> Source data
··········
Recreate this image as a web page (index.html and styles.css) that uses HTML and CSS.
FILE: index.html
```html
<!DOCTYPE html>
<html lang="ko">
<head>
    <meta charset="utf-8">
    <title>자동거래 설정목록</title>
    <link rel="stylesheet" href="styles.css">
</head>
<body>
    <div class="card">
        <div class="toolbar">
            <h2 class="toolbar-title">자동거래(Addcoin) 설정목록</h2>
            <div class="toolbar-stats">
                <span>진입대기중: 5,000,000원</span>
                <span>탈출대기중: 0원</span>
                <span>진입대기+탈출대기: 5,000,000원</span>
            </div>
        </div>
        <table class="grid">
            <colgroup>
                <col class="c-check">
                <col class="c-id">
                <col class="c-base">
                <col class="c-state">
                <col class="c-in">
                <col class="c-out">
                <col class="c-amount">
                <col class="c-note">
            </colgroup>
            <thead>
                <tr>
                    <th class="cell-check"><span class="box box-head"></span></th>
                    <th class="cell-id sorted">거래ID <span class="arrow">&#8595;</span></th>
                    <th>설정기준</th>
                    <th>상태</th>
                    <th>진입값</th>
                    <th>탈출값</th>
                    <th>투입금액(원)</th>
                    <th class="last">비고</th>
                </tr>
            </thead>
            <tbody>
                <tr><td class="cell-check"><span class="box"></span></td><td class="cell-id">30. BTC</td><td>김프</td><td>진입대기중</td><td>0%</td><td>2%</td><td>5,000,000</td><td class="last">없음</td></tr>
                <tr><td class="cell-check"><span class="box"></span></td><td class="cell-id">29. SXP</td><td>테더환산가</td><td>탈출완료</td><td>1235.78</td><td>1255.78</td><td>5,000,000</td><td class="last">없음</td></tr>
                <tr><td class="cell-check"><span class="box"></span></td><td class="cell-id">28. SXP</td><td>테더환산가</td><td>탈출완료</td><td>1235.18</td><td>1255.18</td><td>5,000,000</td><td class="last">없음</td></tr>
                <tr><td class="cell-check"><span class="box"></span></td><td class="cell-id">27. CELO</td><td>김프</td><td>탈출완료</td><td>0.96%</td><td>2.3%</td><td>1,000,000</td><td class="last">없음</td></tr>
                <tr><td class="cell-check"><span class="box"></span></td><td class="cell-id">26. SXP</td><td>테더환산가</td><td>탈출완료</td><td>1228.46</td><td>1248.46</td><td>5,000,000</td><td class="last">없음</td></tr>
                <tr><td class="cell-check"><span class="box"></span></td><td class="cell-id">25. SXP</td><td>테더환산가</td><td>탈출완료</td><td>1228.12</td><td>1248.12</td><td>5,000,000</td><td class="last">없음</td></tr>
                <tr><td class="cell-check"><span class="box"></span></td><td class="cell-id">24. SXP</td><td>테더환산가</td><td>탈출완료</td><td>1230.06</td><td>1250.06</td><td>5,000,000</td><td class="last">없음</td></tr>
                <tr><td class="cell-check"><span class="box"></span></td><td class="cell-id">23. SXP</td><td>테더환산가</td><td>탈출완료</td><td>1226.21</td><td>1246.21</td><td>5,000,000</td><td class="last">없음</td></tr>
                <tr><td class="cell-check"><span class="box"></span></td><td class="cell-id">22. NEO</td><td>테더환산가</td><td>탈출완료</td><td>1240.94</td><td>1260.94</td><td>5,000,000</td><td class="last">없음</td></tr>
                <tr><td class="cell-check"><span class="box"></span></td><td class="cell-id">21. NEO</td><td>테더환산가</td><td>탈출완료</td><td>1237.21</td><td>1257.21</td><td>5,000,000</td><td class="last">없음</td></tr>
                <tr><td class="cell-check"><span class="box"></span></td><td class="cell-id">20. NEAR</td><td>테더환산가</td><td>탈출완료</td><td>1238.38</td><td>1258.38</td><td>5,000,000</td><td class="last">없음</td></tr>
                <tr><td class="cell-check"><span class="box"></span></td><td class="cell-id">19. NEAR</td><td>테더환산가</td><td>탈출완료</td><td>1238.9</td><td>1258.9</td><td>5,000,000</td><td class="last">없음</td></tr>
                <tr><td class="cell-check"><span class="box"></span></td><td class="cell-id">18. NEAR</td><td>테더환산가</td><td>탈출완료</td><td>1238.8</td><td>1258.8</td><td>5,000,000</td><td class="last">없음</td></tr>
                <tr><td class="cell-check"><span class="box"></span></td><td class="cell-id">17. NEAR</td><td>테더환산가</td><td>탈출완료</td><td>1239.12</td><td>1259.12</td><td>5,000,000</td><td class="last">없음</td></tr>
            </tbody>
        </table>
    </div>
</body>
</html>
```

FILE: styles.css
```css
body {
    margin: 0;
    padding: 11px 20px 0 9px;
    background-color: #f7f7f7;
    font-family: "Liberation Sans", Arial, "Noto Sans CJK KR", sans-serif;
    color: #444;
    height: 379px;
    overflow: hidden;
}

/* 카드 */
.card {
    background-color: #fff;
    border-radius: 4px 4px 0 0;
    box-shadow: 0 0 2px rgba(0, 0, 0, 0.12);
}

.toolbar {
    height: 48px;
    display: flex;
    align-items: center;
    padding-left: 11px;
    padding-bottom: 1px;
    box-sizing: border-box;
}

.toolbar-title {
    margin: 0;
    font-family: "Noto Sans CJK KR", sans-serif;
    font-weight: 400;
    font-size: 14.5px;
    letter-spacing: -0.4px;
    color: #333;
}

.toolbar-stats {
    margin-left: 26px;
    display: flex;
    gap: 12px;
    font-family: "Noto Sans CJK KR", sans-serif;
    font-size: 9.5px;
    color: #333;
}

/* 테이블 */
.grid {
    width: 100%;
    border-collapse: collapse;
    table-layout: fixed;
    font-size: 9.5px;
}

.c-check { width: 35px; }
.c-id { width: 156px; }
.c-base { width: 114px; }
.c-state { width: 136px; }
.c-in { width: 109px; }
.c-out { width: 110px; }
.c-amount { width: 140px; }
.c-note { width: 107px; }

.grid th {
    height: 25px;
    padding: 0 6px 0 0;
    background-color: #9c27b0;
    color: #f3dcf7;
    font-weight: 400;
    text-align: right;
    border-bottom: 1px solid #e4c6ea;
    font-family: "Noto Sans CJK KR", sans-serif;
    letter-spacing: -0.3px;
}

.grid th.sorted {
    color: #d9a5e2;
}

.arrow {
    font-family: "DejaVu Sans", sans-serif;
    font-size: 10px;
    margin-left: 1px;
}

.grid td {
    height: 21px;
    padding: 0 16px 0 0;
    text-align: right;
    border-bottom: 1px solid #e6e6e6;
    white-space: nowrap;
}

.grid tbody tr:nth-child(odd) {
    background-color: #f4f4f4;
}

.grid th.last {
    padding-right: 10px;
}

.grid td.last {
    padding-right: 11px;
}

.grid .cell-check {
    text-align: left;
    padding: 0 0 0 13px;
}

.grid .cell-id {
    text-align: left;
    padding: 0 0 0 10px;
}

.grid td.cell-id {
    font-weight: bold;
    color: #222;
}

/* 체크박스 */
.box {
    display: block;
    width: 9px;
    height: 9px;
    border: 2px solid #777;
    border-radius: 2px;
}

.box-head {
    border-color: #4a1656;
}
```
··········
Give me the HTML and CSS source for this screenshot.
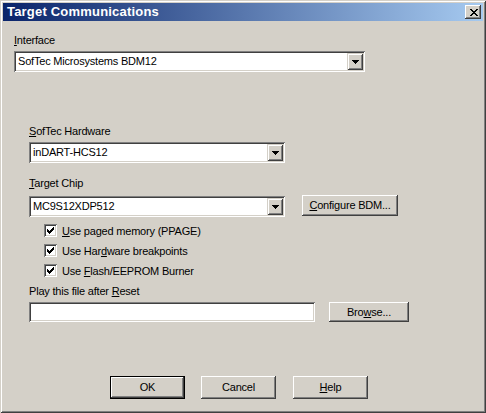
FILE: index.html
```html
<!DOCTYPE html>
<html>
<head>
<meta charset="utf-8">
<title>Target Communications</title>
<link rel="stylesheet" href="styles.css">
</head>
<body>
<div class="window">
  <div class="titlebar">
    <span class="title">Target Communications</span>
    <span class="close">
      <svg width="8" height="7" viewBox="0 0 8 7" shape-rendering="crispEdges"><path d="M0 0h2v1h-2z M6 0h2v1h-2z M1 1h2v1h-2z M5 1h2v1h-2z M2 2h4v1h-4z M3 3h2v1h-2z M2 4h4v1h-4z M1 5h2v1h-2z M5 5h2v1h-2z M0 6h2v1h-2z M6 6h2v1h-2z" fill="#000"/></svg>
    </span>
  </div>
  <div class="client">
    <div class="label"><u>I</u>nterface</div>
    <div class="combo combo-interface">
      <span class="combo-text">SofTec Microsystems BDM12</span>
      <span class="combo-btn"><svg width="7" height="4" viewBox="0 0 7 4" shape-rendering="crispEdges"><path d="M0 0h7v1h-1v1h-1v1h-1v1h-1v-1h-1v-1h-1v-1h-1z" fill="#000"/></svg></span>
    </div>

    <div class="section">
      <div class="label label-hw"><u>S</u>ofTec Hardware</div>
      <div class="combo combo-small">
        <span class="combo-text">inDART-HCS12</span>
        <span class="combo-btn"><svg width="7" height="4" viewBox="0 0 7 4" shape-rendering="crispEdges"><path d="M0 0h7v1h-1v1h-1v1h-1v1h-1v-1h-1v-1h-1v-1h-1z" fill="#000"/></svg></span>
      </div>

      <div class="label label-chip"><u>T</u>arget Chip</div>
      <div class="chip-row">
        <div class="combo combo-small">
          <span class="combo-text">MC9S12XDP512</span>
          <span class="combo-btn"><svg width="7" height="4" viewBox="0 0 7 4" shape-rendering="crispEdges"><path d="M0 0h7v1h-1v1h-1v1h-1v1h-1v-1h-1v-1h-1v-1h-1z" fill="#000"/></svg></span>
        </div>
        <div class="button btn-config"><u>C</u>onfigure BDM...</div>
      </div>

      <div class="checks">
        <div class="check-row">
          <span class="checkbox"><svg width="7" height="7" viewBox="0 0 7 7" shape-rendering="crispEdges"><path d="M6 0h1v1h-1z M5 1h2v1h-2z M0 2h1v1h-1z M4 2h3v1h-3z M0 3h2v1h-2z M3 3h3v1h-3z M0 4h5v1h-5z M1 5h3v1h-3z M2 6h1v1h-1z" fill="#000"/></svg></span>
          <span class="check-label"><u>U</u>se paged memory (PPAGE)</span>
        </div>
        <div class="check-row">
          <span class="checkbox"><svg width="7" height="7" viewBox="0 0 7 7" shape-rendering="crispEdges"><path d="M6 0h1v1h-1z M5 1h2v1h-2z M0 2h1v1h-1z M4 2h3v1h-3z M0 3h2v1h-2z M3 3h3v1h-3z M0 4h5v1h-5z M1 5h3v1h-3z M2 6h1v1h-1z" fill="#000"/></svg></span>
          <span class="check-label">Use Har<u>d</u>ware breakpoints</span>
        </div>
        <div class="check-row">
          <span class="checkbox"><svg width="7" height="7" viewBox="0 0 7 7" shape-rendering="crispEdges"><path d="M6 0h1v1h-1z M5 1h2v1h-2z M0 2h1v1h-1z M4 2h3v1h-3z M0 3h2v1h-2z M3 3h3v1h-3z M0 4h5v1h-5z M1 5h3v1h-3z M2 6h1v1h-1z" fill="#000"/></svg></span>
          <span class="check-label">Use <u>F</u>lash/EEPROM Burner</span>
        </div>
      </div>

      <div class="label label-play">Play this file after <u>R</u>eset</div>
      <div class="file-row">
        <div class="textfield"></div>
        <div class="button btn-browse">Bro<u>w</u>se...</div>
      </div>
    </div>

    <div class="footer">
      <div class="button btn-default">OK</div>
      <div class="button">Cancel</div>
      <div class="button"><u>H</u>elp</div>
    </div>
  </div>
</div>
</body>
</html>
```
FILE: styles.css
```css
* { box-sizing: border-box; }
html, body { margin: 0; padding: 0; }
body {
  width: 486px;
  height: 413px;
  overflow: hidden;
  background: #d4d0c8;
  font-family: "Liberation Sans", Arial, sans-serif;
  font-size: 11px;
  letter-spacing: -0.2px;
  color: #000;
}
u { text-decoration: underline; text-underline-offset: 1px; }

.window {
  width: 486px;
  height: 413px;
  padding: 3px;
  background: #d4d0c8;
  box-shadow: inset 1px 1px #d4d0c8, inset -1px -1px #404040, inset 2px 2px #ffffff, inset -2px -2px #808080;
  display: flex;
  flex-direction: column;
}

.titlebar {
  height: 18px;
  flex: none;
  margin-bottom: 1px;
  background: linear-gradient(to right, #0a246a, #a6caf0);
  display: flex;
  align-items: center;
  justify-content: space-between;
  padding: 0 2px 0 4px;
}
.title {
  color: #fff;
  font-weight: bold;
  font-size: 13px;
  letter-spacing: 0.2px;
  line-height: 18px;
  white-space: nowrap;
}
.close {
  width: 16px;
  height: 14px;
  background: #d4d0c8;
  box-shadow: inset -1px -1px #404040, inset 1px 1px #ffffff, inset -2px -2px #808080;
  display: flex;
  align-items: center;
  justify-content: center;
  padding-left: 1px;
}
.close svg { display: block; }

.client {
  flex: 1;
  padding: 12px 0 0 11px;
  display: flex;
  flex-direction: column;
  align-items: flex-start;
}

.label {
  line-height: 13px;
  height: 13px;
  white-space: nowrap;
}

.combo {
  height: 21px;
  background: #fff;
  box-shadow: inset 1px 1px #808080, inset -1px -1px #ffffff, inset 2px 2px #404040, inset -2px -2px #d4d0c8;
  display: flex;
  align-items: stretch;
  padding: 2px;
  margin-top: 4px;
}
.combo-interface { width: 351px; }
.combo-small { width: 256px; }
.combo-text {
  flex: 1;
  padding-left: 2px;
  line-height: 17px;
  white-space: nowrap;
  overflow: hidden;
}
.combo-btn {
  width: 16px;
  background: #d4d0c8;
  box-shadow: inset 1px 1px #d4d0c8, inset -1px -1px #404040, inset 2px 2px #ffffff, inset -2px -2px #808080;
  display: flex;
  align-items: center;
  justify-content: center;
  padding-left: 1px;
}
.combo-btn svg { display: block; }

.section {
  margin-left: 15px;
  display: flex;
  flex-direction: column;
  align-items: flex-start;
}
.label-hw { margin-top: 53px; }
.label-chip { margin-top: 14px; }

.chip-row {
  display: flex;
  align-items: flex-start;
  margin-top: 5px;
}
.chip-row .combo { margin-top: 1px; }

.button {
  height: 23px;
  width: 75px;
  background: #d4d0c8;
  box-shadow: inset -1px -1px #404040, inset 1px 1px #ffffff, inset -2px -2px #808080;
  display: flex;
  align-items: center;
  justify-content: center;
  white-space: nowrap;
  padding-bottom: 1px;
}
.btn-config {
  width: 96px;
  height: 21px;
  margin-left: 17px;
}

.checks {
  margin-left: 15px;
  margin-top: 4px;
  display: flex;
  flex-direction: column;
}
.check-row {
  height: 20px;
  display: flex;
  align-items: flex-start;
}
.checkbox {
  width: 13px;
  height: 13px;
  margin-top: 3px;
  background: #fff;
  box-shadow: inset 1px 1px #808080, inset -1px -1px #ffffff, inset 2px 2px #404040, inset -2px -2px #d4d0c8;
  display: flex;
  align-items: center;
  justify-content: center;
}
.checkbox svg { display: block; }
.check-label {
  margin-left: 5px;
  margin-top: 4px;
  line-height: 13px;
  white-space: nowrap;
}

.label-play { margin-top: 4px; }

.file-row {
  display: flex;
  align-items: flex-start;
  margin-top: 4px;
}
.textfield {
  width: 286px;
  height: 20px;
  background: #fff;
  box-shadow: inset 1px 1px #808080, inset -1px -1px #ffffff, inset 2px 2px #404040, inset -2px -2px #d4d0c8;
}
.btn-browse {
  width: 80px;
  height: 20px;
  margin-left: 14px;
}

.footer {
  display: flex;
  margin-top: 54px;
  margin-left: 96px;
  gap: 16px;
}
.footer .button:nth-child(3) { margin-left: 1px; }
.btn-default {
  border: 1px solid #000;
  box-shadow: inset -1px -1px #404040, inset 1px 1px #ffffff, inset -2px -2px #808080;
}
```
··········
> Task instructions
In the records above, locate the lines holding the word "this". Copy each of them.

> Exercise solution
Recreate this image as a web page (index.html and styles.css) that uses HTML and CSS.
Give me the HTML and CSS source for this screenshot.
      <div class="label label-play">Play this file after <u>R</u>eset</div>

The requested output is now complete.